Меня осенило: так вот почему все так зло смотрели на нас! «Пятой колонной» называли людей, сотрудничающих с врагами своей собственной страны. Мы были объявлены шпионами, предателями. Я чувствовал, как во мне закипает ярость, которая тут же обратилась в страх. Известно, что делают с предателями в военное время. Собираются ли они всех нас убить? Я был не шпионом, а безобидным евреем из Вены, жертвой нацистов, другом и союзником французов и бельгийцев. Кому мог я объяснить, кто я? Не было никого, чтобы это выслушать.

Правду мы узнали значительно позже. На бельгийско-французской границе, где вывели из поезда немцев, велись переговоры об остальных. Начиная с 1933 года Франция приняла уже тысячи беженцев, многие из которых жили теперь в лагерях для интернированных, будучи не в состоянии легализовать свой статус. Бельгия находилась в чрезвычайном положении, почти проглоченная Германией. Нас, евреев, опять бросали волкам на съедение.

Словом, французы нашли выход. Нас впустят во Францию, обозначив как «подрывные элементы, угрожающие безопасности страны», а потом, уже там, будут решать, что с нами делать. Пока же мы должны были терпеть глумление толпы.

Мы отошли от поезда к близлежащей товарной станции, полной старых машин. Полдюжины безоружных охранников сопровождали нас. Без оружия — хороший знак. Мы были гражданские интернированные лица, не вызывающие опасений. Куда нас отправят? Как далеко? На всем континенте шла война, и мы всюду были беженцами.

Час спустя нас разместили в разных товарных вагонах, стоящих на запасных путях. В некоторых были койки, в остальных — лишь солома на полу. Дядя Давид, Курт и я делили вагон с другими. В лагерь привезли военную походную кухню и огромный котел на телеге, чтобы готовить нам пищу. В тот момент все казалось почти безмятежным.

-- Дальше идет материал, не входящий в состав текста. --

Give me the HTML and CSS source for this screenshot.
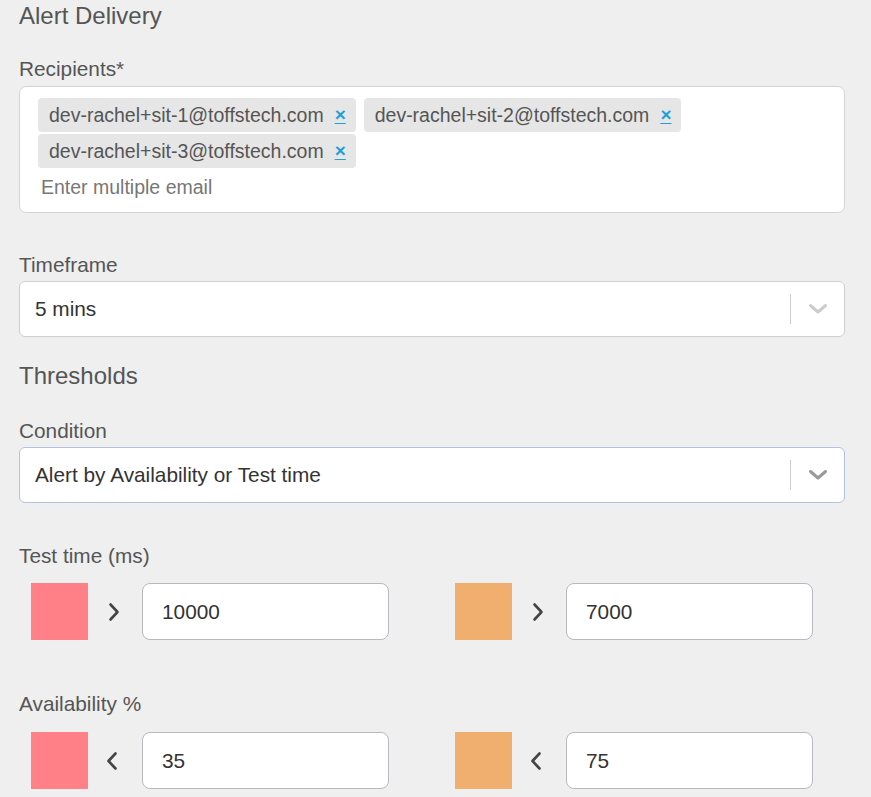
FILE: index.html
```html
<!DOCTYPE html>
<html lang="en">
<head>
<meta charset="utf-8">
<title>Alert Delivery</title>
<link rel="stylesheet" href="styles.css">
</head>
<body>
<div class="page">
  <h2 class="section-title title-first">Alert Delivery</h2>

  <label class="field-label label-recipients">Recipients*</label>
  <div class="tag-input">
    <div class="tags">
      <span class="tag"><span class="tag-text">dev-rachel+sit-1@toffstech.com</span><a class="tag-remove" href="#">×</a></span>
      <span class="tag"><span class="tag-text">dev-rachel+sit-2@toffstech.com</span><a class="tag-remove" href="#">×</a></span>
      <span class="tag"><span class="tag-text">dev-rachel+sit-3@toffstech.com</span><a class="tag-remove" href="#">×</a></span>
      <input class="tag-entry" type="text" placeholder="Enter multiple email">
    </div>
  </div>

  <label class="field-label label-timeframe">Timeframe</label>
  <div class="select">
    <div class="select-value">5 mins</div>
    <div class="select-indicators">
      <span class="select-sep"></span>
      <span class="select-arrow">
        <svg width="20" height="12" viewBox="0 0 20 12"><polyline points="2.5,2.5 10,9 17.5,2.5" fill="none" stroke="currentColor" stroke-width="3" stroke-linecap="round" stroke-linejoin="round"/></svg>
      </span>
    </div>
  </div>

  <h2 class="section-title title-thresholds">Thresholds</h2>

  <label class="field-label label-condition">Condition</label>
  <div class="select select-focused">
    <div class="select-value">Alert by Availability or Test time</div>
    <div class="select-indicators">
      <span class="select-sep"></span>
      <span class="select-arrow">
        <svg width="20" height="12" viewBox="0 0 20 12"><polyline points="2.5,2.5 10,9 17.5,2.5" fill="none" stroke="currentColor" stroke-width="3" stroke-linecap="round" stroke-linejoin="round"/></svg>
      </span>
    </div>
  </div>

  <label class="field-label label-testtime">Test time (ms)</label>
  <div class="threshold-row row-testtime">
    <div class="threshold">
      <span class="swatch swatch-red"></span>
      <span class="op"><svg width="12" height="20" viewBox="0 0 12 20"><polyline points="2.5,2.5 9.5,10 2.5,17.5" fill="none" stroke="currentColor" stroke-width="2.6" stroke-linecap="round" stroke-linejoin="round"/></svg></span>
      <input class="num-input" type="text" value="10000">
    </div>
    <div class="threshold">
      <span class="swatch swatch-orange"></span>
      <span class="op"><svg width="12" height="20" viewBox="0 0 12 20"><polyline points="2.5,2.5 9.5,10 2.5,17.5" fill="none" stroke="currentColor" stroke-width="2.6" stroke-linecap="round" stroke-linejoin="round"/></svg></span>
      <input class="num-input" type="text" value="7000">
    </div>
  </div>

  <label class="field-label label-availability">Availability %</label>
  <div class="threshold-row row-availability">
    <div class="threshold">
      <span class="swatch swatch-red"></span>
      <span class="op op-lt"><svg width="12" height="20" viewBox="0 0 12 20"><polyline points="9.5,2.5 2.5,10 9.5,17.5" fill="none" stroke="currentColor" stroke-width="2.6" stroke-linecap="round" stroke-linejoin="round"/></svg></span>
      <input class="num-input" type="text" value="35">
    </div>
    <div class="threshold">
      <span class="swatch swatch-orange"></span>
      <span class="op op-lt"><svg width="12" height="20" viewBox="0 0 12 20"><polyline points="9.5,2.5 2.5,10 9.5,17.5" fill="none" stroke="currentColor" stroke-width="2.6" stroke-linecap="round" stroke-linejoin="round"/></svg></span>
      <input class="num-input" type="text" value="75">
    </div>
  </div>
</div>
</body>
</html>
```
FILE: styles.css
```css
html, body {
  margin: 0;
  padding: 0;
  background: #efefef;
}
body {
  font-family: "Liberation Sans", Arial, Helvetica, sans-serif;
  color: #555;
  overflow: hidden;
}
.page {
  display: flex;
  flex-direction: column;
  align-items: flex-start;
  padding-left: 19px;
  width: 826px;
}
.section-title {
  margin: 0;
  font-size: 24px;
  font-weight: normal;
  line-height: 28px;
  color: #555;
}
.field-label {
  display: block;
  font-size: 20.8px;
  line-height: 24px;
  color: #555;
}
.title-first { margin-top: 2px; }
.label-recipients { margin-top: 27px; }
.label-timeframe { margin-top: 40px; }
.title-thresholds { margin-top: 25px; }
.label-condition { margin-top: 29px; }
.label-testtime { margin-top: 41px; }
.label-availability { margin-top: 51.5px; }

/* Recipients tag input */
.tag-input {
  box-sizing: border-box;
  width: 826px;
  margin-top: 5px;
  background: #fff;
  border: 1px solid #d4d4d4;
  border-radius: 7px;
  padding: 11px 10px 8px 18px;
}
.tags {
  display: flex;
  flex-wrap: wrap;
  column-gap: 8px;
  row-gap: 2px;
}
.tag {
  display: inline-flex;
  align-items: center;
  height: 34px;
  padding: 0 10px 0 11px;
  background: #e6e6e6;
  border-radius: 4px;
  font-size: 19.5px;
  color: #555;
}
.tag-remove {
  margin-left: 11px;
  width: 11px;
  color: #1ea1db;
  font-weight: bold;
  font-size: 19px;
  line-height: 20px;
  text-decoration: underline;
  text-underline-offset: 2px;
}
.tag-entry {
  display: block;
  flex: 0 0 100%;
  box-sizing: border-box;
  width: 100%;
  height: 34px;
  margin: 0;
  padding: 0 3px;
  border: none;
  outline: none;
  background: transparent;
  font-family: inherit;
  font-size: 19.5px;
  color: #333;
}
.tag-entry::placeholder {
  color: #777;
  opacity: 1;
}

/* Select */
.select {
  box-sizing: border-box;
  width: 826px;
  height: 56px;
  margin-top: 4px;
  display: flex;
  align-items: center;
  background: #fff;
  border: 1px solid #cfcfcf;
  border-radius: 6px;
}
.select-focused {
  border-color: #b3c3dc;
}
.select-value {
  flex: 1;
  padding-left: 15px;
  font-size: 20.8px;
  color: #333;
}
.select-indicators {
  display: flex;
  align-items: center;
  height: 100%;
}
.select-sep {
  width: 1.5px;
  height: 30px;
  background: #ccc;
}
.select-arrow {
  width: 53px;
  display: flex;
  justify-content: center;
  align-items: center;
  color: #ccc;
}
.select-focused .select-arrow {
  color: #999;
}

/* Threshold rows */
.threshold-row {
  display: grid;
  grid-template-columns: 424px 358px;
  padding-left: 12px;
}
.row-testtime { margin-top: 15px; }
.row-availability { margin-top: 16.5px; }
.threshold {
  display: flex;
  align-items: center;
}
.swatch {
  display: block;
  width: 57px;
  height: 57px;
}
.swatch-red { background: #ff8086; }
.swatch-orange { background: #f0ae6f; }
.op {
  display: flex;
  width: 12px;
  margin-left: 19.5px;
  margin-right: 22.5px;
  color: #444;
}
.op-lt {
  margin-left: 17.5px;
  margin-right: 24.5px;
}
.num-input {
  box-sizing: border-box;
  width: 247px;
  height: 57px;
  margin: 0;
  padding: 0 0 0 19px;
  border: 1px solid #b6b9c0;
  border-radius: 8px;
  background: #fff;
  outline: none;
  font-family: inherit;
  font-size: 20.8px;
  color: #333;
}
```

На северо-востоке Франции приземлялись парашютисты, и генерал Роммель пересек реку Мёз, вклинившись во французскую Девятую армию. В Нидерландах немецкие пикирующие бомбардировщики атаковали Роттердам, разрушив двадцать тысяч зданий. Нидерландское правительство бежало в Англию. Всякое сопротивление со стороны голландцев было прекращено. В Люксембурге, где я на короткое время нашел себе убежище, немцы конфисковали все еврейское имущество, передавая магазины, фабрики, фермы в арийскую собственность. Затем, через несколько месяцев, было объявлено, что все евреи должны покинуть Люксембург в течение трех недель, в противном случае они будут насильно депортированы в трудовые лагеря. Был установлен день депортации — двенадцатое октября, Йом Киппур, День искупления.

Мы сидели на окраине мира и ждали. Вечером нас накормили говядиной, тушенной с фасолью и картошкой. Утром, потные после теплой мягкой ночи, мы получили хлеб и сыр. После еды нужно было встать в очередь для регистрации. Ждать пришлось долго. У нас проверяли документы и спрашивали о национальности, дате и месте рождения, фамилии родителей, о религии и профессии.